## DATA SECTION

* BEGIN *

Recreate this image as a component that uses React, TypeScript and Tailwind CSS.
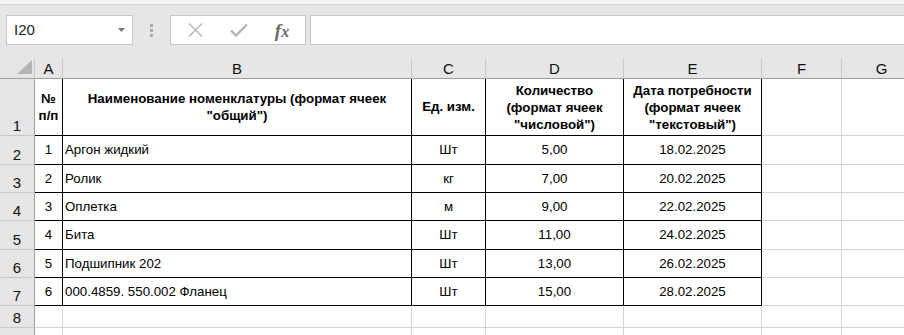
import React from "react";

const cols = "grid grid-cols-[35px_28px_349px_74px_138px_138px_80px_80px]";

const headCell =
  "flex items-center justify-center border-r border-b border-r-[#c8c8c8] border-b-[#9e9e9e] bg-[#e6e6e6] text-[15px] leading-none text-[#111]";
const rowHead =
  "flex items-end justify-center border-r border-b border-r-[#9e9e9e] border-b-[#c8c8c8] bg-[#e6e6e6] text-[15px] leading-[18px] text-[#111]";
const boxed = "flex items-center border-r border-b border-black text-[13.3px] text-black";
const grid = "border-r border-b border-[#d4d4d4]";

const items = [
  { n: "2", no: "1", name: "Аргон жидкий", unit: "Шт", qty: "5,00", date: "18.02.2025", h: "h-[29px]" },
  { n: "3", no: "2", name: "Ролик", unit: "кг", qty: "7,00", date: "20.02.2025", h: "h-[28px]" },
  { n: "4", no: "3", name: "Оплетка", unit: "м", qty: "9,00", date: "22.02.2025", h: "h-[28px]" },
  { n: "5", no: "4", name: "Бита", unit: "Шт", qty: "11,00", date: "24.02.2025", h: "h-[29px]" },
  { n: "6", no: "5", name: "Подшипник 202", unit: "Шт", qty: "13,00", date: "26.02.2025", h: "h-[28px]" },
  { n: "7", no: "6", name: "000.4859. 550.002 Фланец", unit: "Шт", qty: "15,00", date: "28.02.2025", h: "h-[28px]" },
];

function FormulaBar() {
  return (
    <div className="h-[58px] bg-[#e6e6e6]">
      <div className="h-[5px] border-b border-[#d4d4d4] bg-[#f4f4f4]" />
      <div className="mt-[10px] flex h-[30px] items-stretch">
        <div className="ml-[6px] flex w-[127px] items-center justify-between border border-[#c6c6c6] bg-white pl-[7px] pr-[7px]">
          <span className="text-[15px] text-[#222]">I20</span>
          <svg width="7" height="4" viewBox="0 0 7 4">
            <path d="M0 0h7L3.5 4z" fill="#777" />
          </svg>
        </div>
        <div className="flex w-[37px] flex-col items-center justify-center gap-[2px]">
          <span className="h-[3px] w-[3px] bg-[#a9a9a9]" />
          <span className="h-[3px] w-[3px] bg-[#a9a9a9]" />
          <span className="h-[3px] w-[3px] bg-[#a9a9a9]" />
        </div>
        <div className="flex w-[136px] items-center border border-[#c6c6c6] bg-white">
          <div className="flex w-[47px] justify-center pl-[2px]">
            <svg width="15" height="14" viewBox="0 0 15 14">
              <path d="M1 0.5l13 13M14 0.5l-13 13" stroke="#b4b4b4" strokeWidth="1.4" fill="none" />
            </svg>
          </div>
          <div className="flex w-[42px] justify-center">
            <svg width="18" height="14" viewBox="0 0 18 14">
              <path d="M1 7.5l5 5L17 1.5" stroke="#b4b4b4" strokeWidth="2.4" fill="none" />
            </svg>
          </div>
          <div className="flex w-[44px] justify-center">
            <span className="font-['Liberation_Serif',serif] text-[19px] font-semibold italic leading-none text-[#6a6a6a]">
              f<span className="text-[16px]">x</span>
            </span>
          </div>
        </div>
        <div className="ml-[4px] -mr-[2px] flex-1 border border-[#c6c6c6] bg-white" />
      </div>
    </div>
  );
}

export default function App() {
  return (
    <div className="h-[335px] w-[904px] overflow-hidden bg-white font-['Liberation_Sans',Arial,sans-serif]">
      <FormulaBar />
      <div className={cols}>
        <div className="flex h-[21px] items-end justify-end border-r border-b border-r-[#c8c8c8] border-b-[#9e9e9e] bg-[#e6e6e6] pb-[4px] pr-[2px]">
          <svg width="15" height="14" viewBox="0 0 15 14">
            <path d="M15 0v14H0z" fill="#b5b5b5" />
          </svg>
        </div>
        {["A", "B", "C", "D", "E", "F", "G"].map((c) => (
          <div key={c} className={`${headCell} h-[21px] pt-[1px]`}>
            {c}
          </div>
        ))}

        <div className={`${rowHead} h-[57px]`}>1</div>
        <div className={`${boxed} justify-center text-center font-bold leading-[17px]`}>
          №<br />п/п
        </div>
        <div className={`${boxed} justify-center text-center font-bold leading-[17px]`}>
          Наименование номенклатуры (формат ячеек
          <br />
          "общий")
        </div>
        <div className={`${boxed} justify-center font-bold`}>Ед. изм.</div>
        <div className={`${boxed} justify-center text-center font-bold leading-[17px]`}>
          Количество
          <br />
          (формат ячеек
          <br />
          "числовой")
        </div>
        <div className={`${boxed} justify-center text-center font-bold leading-[17px]`}>
          Дата потребности
          <br />
          (формат ячеек
          <br />
          "текстовый")
        </div>
        <div className={grid} />
        <div className={grid} />

        {items.map((r) => (
          <React.Fragment key={r.n}>
            <div className={`${rowHead} ${r.h}`}>{r.n}</div>
            <div className={`${boxed} justify-center`}>{r.no}</div>
            <div className={`${boxed} pl-[2px]`}>{r.name}</div>
            <div className={`${boxed} justify-center`}>{r.unit}</div>
            <div className={`${boxed} justify-center`}>{r.qty}</div>
            <div className={`${boxed} justify-center`}>{r.date}</div>
            <div className={grid} />
            <div className={grid} />
          </React.Fragment>
        ))}

        {["8", "9"].map((n) => (
          <React.Fragment key={n}>
            <div className={`${rowHead} h-[22px]`}>{n}</div>
            {[0, 1, 2, 3, 4, 5, 6].map((i) => (
              <div key={i} className={grid} />
            ))}
          </React.Fragment>
        ))}
      </div>
    </div>
  );
}
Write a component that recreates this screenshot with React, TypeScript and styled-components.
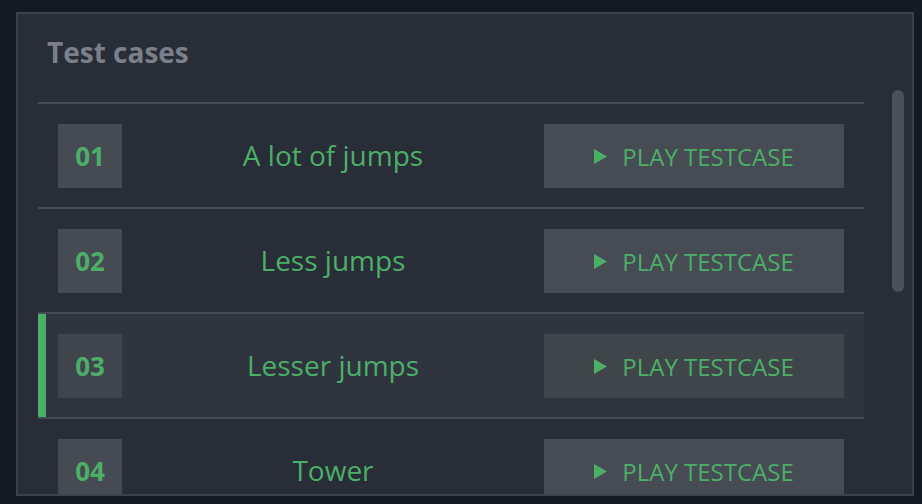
import React from "react";
import styled, { createGlobalStyle } from "styled-components";

const Global = createGlobalStyle`
  html, body { margin: 0; padding: 0; background: #141a23; }
  body { width: 922px; height: 504px; overflow: hidden; font-family: "Open Sans", "Noto Sans", sans-serif; }
  * { box-sizing: border-box; }
`;

const Page = styled.div`
  padding: 12px 8px 8px 16px;
  height: 504px;
  display: flex;
`;

const Panel = styled.section`
  flex: 1;
  background: #282d37;
  border: 2px solid #3c414a;
  display: flex;
  overflow: hidden;
`;

const Main = styled.div`
  flex: 1;
  padding: 0 0 0 20px;
  display: flex;
  flex-direction: column;
  min-width: 0;
`;

const Title = styled.h2`
  margin: 0;
  padding: 22px 0 0 9px;
  height: 88px;
  flex-shrink: 0;
  font-size: 28px;
  font-weight: 700;
  color: #7a7f8a;
  line-height: 32px;
`;

const List = styled.div`
  border-top: 2px solid #464b55;
  display: flex;
  flex-direction: column;
`;

const Row = styled.div<{ $active?: boolean }>`
  display: flex;
  align-items: center;
  padding: 20px 20px 19px 20px;
  border-bottom: 2px solid #464b55;
  background: ${(p) => (p.$active ? "#2f343e" : "transparent")};
  box-shadow: ${(p) => (p.$active ? "inset 8px 0 0 #4caf68" : "none")};
  flex-shrink: 0;
`;

const Num = styled.div<{ $active?: boolean }>`
  width: 64px;
  height: 64px;
  background: ${(p) => (p.$active ? "#40454d" : "#454a53")};
  color: #4caf68;
  font-weight: 700;
  font-size: 26px;
  display: flex;
  align-items: center;
  justify-content: center;
`;

const Name = styled.div`
  flex: 1;
  text-align: center;
  color: #4caf68;
  font-size: 28px;
  line-height: 34px;
  padding-bottom: 2px;
`;

const PlayButton = styled.button<{ $active?: boolean }>`
  width: 300px;
  height: 64px;
  border: none;
  background: ${(p) => (p.$active ? "#40454a" : "#464b54")};
  color: #4caf68;
  font-family: inherit;
  font-size: 24px;
  display: flex;
  align-items: center;
  justify-content: center;
  gap: 15px;
  padding: 0;
  cursor: pointer;
  text-transform: uppercase;
`;

const Scroll = styled.div`
  width: 48px;
  flex-shrink: 0;
  padding: 76px 8px 0 28px;
`;

const Thumb = styled.div`
  width: 12px;
  height: 202px;
  border-radius: 6px;
  background: #4b505a;
`;

const Play = () => (
  <svg width="13" height="15" viewBox="0 0 13 15" aria-hidden>
    <path d="M0 0 L13 7.5 L0 15 Z" fill="#4caf68" />
  </svg>
);

const cases = [
  { n: "01", name: "A lot of jumps" },
  { n: "02", name: "Less jumps" },
  { n: "03", name: "Lesser jumps", active: true },
  { n: "04", name: "Tower" },
];

export default function App() {
  return (
    <>
      <Global />
      <Page>
        <Panel>
          <Main>
            <Title>Test cases</Title>
            <List>
              {cases.map((c) => (
                <Row key={c.n} $active={c.active}>
                  <Num $active={c.active}>{c.n}</Num>
                  <Name>{c.name}</Name>
                  <PlayButton $active={c.active}>
                    <Play />
                    <span>Play testcase</span>
                  </PlayButton>
                </Row>
              ))}
            </List>
          </Main>
          <Scroll>
            <Thumb />
          </Scroll>
        </Panel>
      </Page>
    </>
  );
}
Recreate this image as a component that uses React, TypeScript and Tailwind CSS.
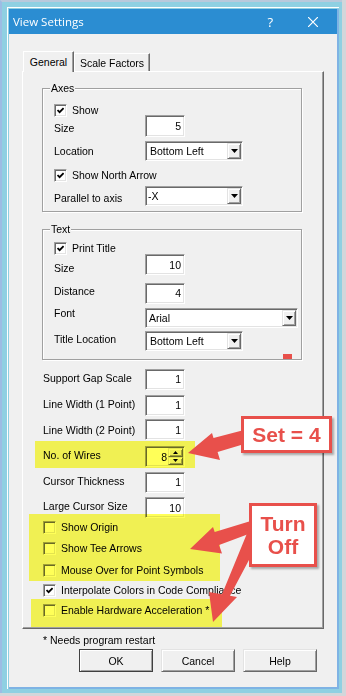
import React from 'react'

// classic win32 3D edges
const sunk =
  'border border-t-[#a0a0a0] border-l-[#a0a0a0] border-r-white border-b-white shadow-[inset_1px_1px_0_#696969,inset_-1px_-1px_0_#e3e3e3]'
const raised =
  'border border-t-[#e3e3e3] border-l-[#e3e3e3] border-r-[#696969] border-b-[#696969] shadow-[inset_1px_1px_0_#fff,inset_-1px_-1px_0_#a0a0a0]'
const etched = 'border border-[#a0a0a0] shadow-[inset_1px_1px_0_#fff,1px_1px_0_#fff]'

function Check({ on }: { on?: boolean }) {
  return (
    <span className={`w-[13px] h-[13px] shrink-0 bg-white flex items-center justify-center ${sunk}`}>
      {on && (
        <svg width="7" height="7" viewBox="0 0 7 7">
          <polyline points="0.5,3 2.6,5.2 6.6,1" fill="none" stroke="#000" strokeWidth="1.8" />
        </svg>
      )}
    </span>
  )
}

function CheckRow({ label, on, h }: { label: string; on?: boolean; h: string }) {
  return (
    <div className={`flex items-center gap-[5px] ${h}`}>
      <Check on={on} />
      <span className="whitespace-nowrap">{label}</span>
    </div>
  )
}

function Num({ v, h = 'h-[21px]', extra = '' }: { v: string; h?: string; extra?: string }) {
  return (
    <div className={`w-[40px] ${h} ${extra} shrink-0 bg-white flex items-center justify-end p-px pr-[3px] ${sunk}`}>
      {v}
    </div>
  )
}

function Spin() {
  return (
    <div className={`w-[40px] h-[21px] mt-[4px] shrink-0 bg-white flex items-center justify-end p-px ${sunk}`}>
      <span className="pr-[1px]">8</span>
      <div className="flex flex-col w-[15px] h-full">
        <div className={`flex-1 bg-[#f0f0f0] flex items-center justify-center ${raised}`}>
          <svg width="5" height="3" viewBox="0 0 5 3"><polygon points="2.5,0 5,3 0,3" fill="#000" /></svg>
        </div>
        <div className={`flex-1 bg-[#f0f0f0] flex items-center justify-center ${raised}`}>
          <svg width="5" height="3" viewBox="0 0 5 3"><polygon points="0,0 5,0 2.5,3" fill="#000" /></svg>
        </div>
      </div>
    </div>
  )
}

function Combo({ v, w, pl }: { v: string; w: string; pl: string }) {
  return (
    <div className={`${w} h-[20px] shrink-0 bg-white flex p-px ${sunk}`}>
      <span className={`flex-1 flex items-center ${pl} whitespace-nowrap`}>{v}</span>
      <span className={`w-[14px] h-full bg-[#f0f0f0] flex items-center justify-center ${raised}`}>
        <svg width="7" height="4" viewBox="0 0 7 4"><polygon points="0,0 7,0 3.5,4" fill="#000" /></svg>
      </span>
    </div>
  )
}

function Btn({ label, def }: { label: string; def?: boolean }) {
  return (
    <div
      className={`w-[74px] h-[23px] bg-[#f0f0f0] flex items-center justify-center ${
        def
          ? 'border border-[#404040] shadow-[inset_1px_1px_0_#fff,inset_-1px_-1px_0_#a0a0a0]'
          : raised
      }`}
    >
      {label}
    </div>
  )
}

export default function App() {
  return (
    <div className="relative w-[346px] h-[696px] bg-[#d3d6da] font-['Liberation_Sans',Arial,sans-serif] text-[10.5px] leading-[14px] text-black overflow-hidden">
      {/* window frame */}
      <div className="w-[342px] h-[693px] bg-[#8fd0e2] border-t-2 border-l-2 border-t-[#b9c9dc] border-l-[#9cbce4] pl-[5px] pt-[5px]">
        <div className="w-[332px] h-[682px] border-t border-l border-white pl-px pt-px">
          <div className="w-[330px] h-[680px] bg-[#f0f0f0] border-r-2 border-b-2 border-[#7fb3e4] flex flex-col">
            {/* title bar */}
            <div className="h-[25px] shrink-0 bg-[#2b8dd2] flex items-center pl-[4px] pr-[19px] text-white font-['Open_Sans',sans-serif] text-[11.5px]">
              <span className="flex-1">View Settings</span>
              <span className="text-[13px] mr-[35px]">?</span>
              <svg width="10" height="10" viewBox="0 0 10 10">
                <path d="M0 0L10 10M10 0L0 10" stroke="#fff" strokeWidth="1.2" />
              </svg>
            </div>

            <div className="flex-1 pl-[13px] pt-[17px]">
              {/* tabs */}
              <div className="flex items-end h-[20px] ml-[1px]">
                <div className="relative z-10 w-[51px] h-[21px] mb-[-1px] bg-[#f0f0f0] border-t border-l border-white border-r border-r-[#696969] shadow-[inset_-1px_0_0_#a0a0a0] flex items-center justify-center">
                  General
                </div>
                <div className="w-[76px] h-[18px] bg-[#f0f0f0] border-t border-l border-white border-r border-r-[#696969] shadow-[inset_-1px_0_0_#a0a0a0] flex items-center justify-center">
                  Scale Factors
                </div>
              </div>

              {/* tab panel */}
              <div className="relative w-[302px] h-[558px] border-t border-l border-t-white border-l-white border-r border-b border-r-[#696969] border-b-[#696969] shadow-[inset_-1px_-1px_0_#a0a0a0] flex flex-col">
                <fieldset className={`ml-[19px] mt-[9px] w-[260px] ${etched}`}>
                  <legend className="ml-[7px] px-[1px] bg-[#f0f0f0] leading-[14px]">Axes</legend>
                  <div className="pl-[11px] pt-[7px] pb-[1px] flex flex-col">
                    <CheckRow label="Show" on h="h-[16px]" />
                    <div className="flex items-center h-[16px]">
                      <span className="w-[91px] shrink-0 mt-[4px]">Size</span>
                      <Num v="5" h="h-[22px]" />
                    </div>
                    <div className="flex items-center h-[34px]">
                      <span className="w-[91px] shrink-0">Location</span>
                      <Combo v="Bottom Left" w="w-[98px]" pl="pl-[3px]" />
                    </div>
                    <CheckRow label="Show North Arrow" on h="h-[14px]" />
                    <div className="flex items-center h-[28px]">
                      <span className="w-[91px] shrink-0 mt-[4px]">Parallel to axis</span>
                      <Combo v="-X" w="w-[98px]" pl="pl-[1px]" />
                    </div>
                  </div>
                </fieldset>

                <fieldset className={`ml-[19px] mt-[10px] w-[260px] ${etched}`}>
                  <legend className="ml-[7px] px-[1px] bg-[#f0f0f0] leading-[14px]">Text</legend>
                  <div className="pl-[11px] pt-[5px] flex flex-col">
                    <CheckRow label="Print Title" on h="h-[14px]" />
                    <div className="flex items-center h-[19px]">
                      <span className="w-[91px] shrink-0 mt-[7px]">Size</span>
                      <Num v="10" />
                    </div>
                    <div className="flex items-center h-[38px]">
                      <span className="w-[91px] shrink-0 mb-[4px]">Distance</span>
                      <Num v="4" />
                    </div>
                    <div className="flex items-center h-[11px]">
                      <span className="w-[91px] shrink-0 mb-[9px]">Font</span>
                      <Combo v="Arial" w="w-[153px]" pl="pl-[2px]" />
                    </div>
                    <div className="flex items-center h-[36px]">
                      <span className="w-[91px] shrink-0 mb-[4px]">Title Location</span>
                      <Combo v="Bottom Left" w="w-[98px]" pl="pl-[3px]" />
                    </div>
                  </div>
                </fieldset>

                <div className="pl-[20px] mt-[6px] flex flex-col">
                  <div className="flex items-center h-[26px]">
                    <span className="w-[102px] shrink-0 mb-[3px]">Support Gap Scale</span>
                    <Num v="1" />
                  </div>
                  <div className="flex items-center h-[26px]">
                    <span className="w-[102px] shrink-0 mb-[3px]">Line Width (1 Point)</span>
                    <Num v="1" />
                  </div>
                  <div className="flex items-center h-[23px]">
                    <span className="w-[102px] shrink-0">Line Width (2 Point)</span>
                    <Num v="1" />
                  </div>
                  <div className="flex items-center h-[27px]">
                    <span className="w-[102px] shrink-0">No. of Wires</span>
                    <Spin />
                  </div>
                  <div className="flex items-center h-[28px]">
                    <span className="w-[102px] shrink-0 mb-[2px]">Cursor Thickness</span>
                    <Num v="1" />
                  </div>
                  <div className="flex items-center h-[23px]">
                    <span className="w-[102px] shrink-0 mb-[3px]">Large Cursor Size</span>
                    <Num v="10" />
                  </div>
                  <CheckRow label="Show Origin" h="h-[16px]" />
                  <CheckRow label="Show Tee Arrows" h="h-[26px]" />
                  <CheckRow label="Mouse Over for Point Symbols" h="h-[18px]" />
                  <CheckRow label="Interpolate Colors in Code Compliance" on h="h-[22px]" />
                  <CheckRow label="Enable Hardware Acceleration *" h="h-[18px]" />
                </div>

                {/* stray red mark */}
                <div className="absolute left-[260px] top-[282px] w-[9px] h-[5px] bg-[#e8504b]" />

                {/* highlighter */}
                <div className="absolute left-[12px] top-[369px] w-[160px] h-[27px] bg-[#ffff58] mix-blend-multiply" />
                <div className="absolute left-[6px] top-[442px] w-[191px] h-[67px] bg-[#ffff58] mix-blend-multiply" />
                <div className="absolute left-[8px] top-[527px] w-[191px] h-[28px] bg-[#ffff58] mix-blend-multiply" />
              </div>

              <div className="pl-[21px] mt-[4px]">* Needs program restart</div>
              <div className="flex gap-[8px] pl-[57px] mt-[2px]">
                <Btn label="OK" def />
                <Btn label="Cancel" />
                <Btn label="Help" />
              </div>
            </div>
          </div>
        </div>
      </div>

      {/* annotation arrows */}
      <svg className="absolute left-0 top-0" width="346" height="696" viewBox="0 0 346 696">
        <g fill="#e8504b">
          <polygon points="188,453 212,433 213.5,438 246,429.5 246,443.5 217.6,452 220,460" />
          <polygon points="190,549 213,527 214.7,532 254,520 254,532 219.1,545 222,553.5" />
          <polygon points="213,622 209,592 222,594.3 256,511.5 256,546.7 230,595.75 237,597" />
        </g>
      </svg>

      {/* callouts */}
      <div className="absolute left-[241px] top-[416px] w-[91px] h-[37px] border-[3px] border-[#e8504b] bg-white shadow-[2px_2px_2px_rgba(0,0,0,0.3)] flex items-center justify-center text-[21px] leading-[23px] font-bold text-[#e8504b]">
        Set = 4
      </div>
      <div className="absolute left-[249px] top-[503px] w-[68px] h-[64px] border-[3px] border-[#e8504b] bg-white shadow-[2px_2px_2px_rgba(0,0,0,0.3)] flex flex-col items-center justify-center text-[21px] leading-[23px] font-bold text-[#e8504b]">
        <span>Turn</span>
        <span>Off</span>
      </div>
    </div>
  )
}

* END *

## WHAT YOU HAVE TO DO
Show every line of the records above that contains the word "React".

## FINAL ANSWER
Recreate this image as a component that uses React, TypeScript and Tailwind CSS.
import React from "react";
          <React.Fragment key={r.n}>
          </React.Fragment>
          <React.Fragment key={n}>
          </React.Fragment>
Write a component that recreates this screenshot with React, TypeScript and styled-components.
import React from "react";
Recreate this image as a component that uses React, TypeScript and Tailwind CSS.
import React from 'react'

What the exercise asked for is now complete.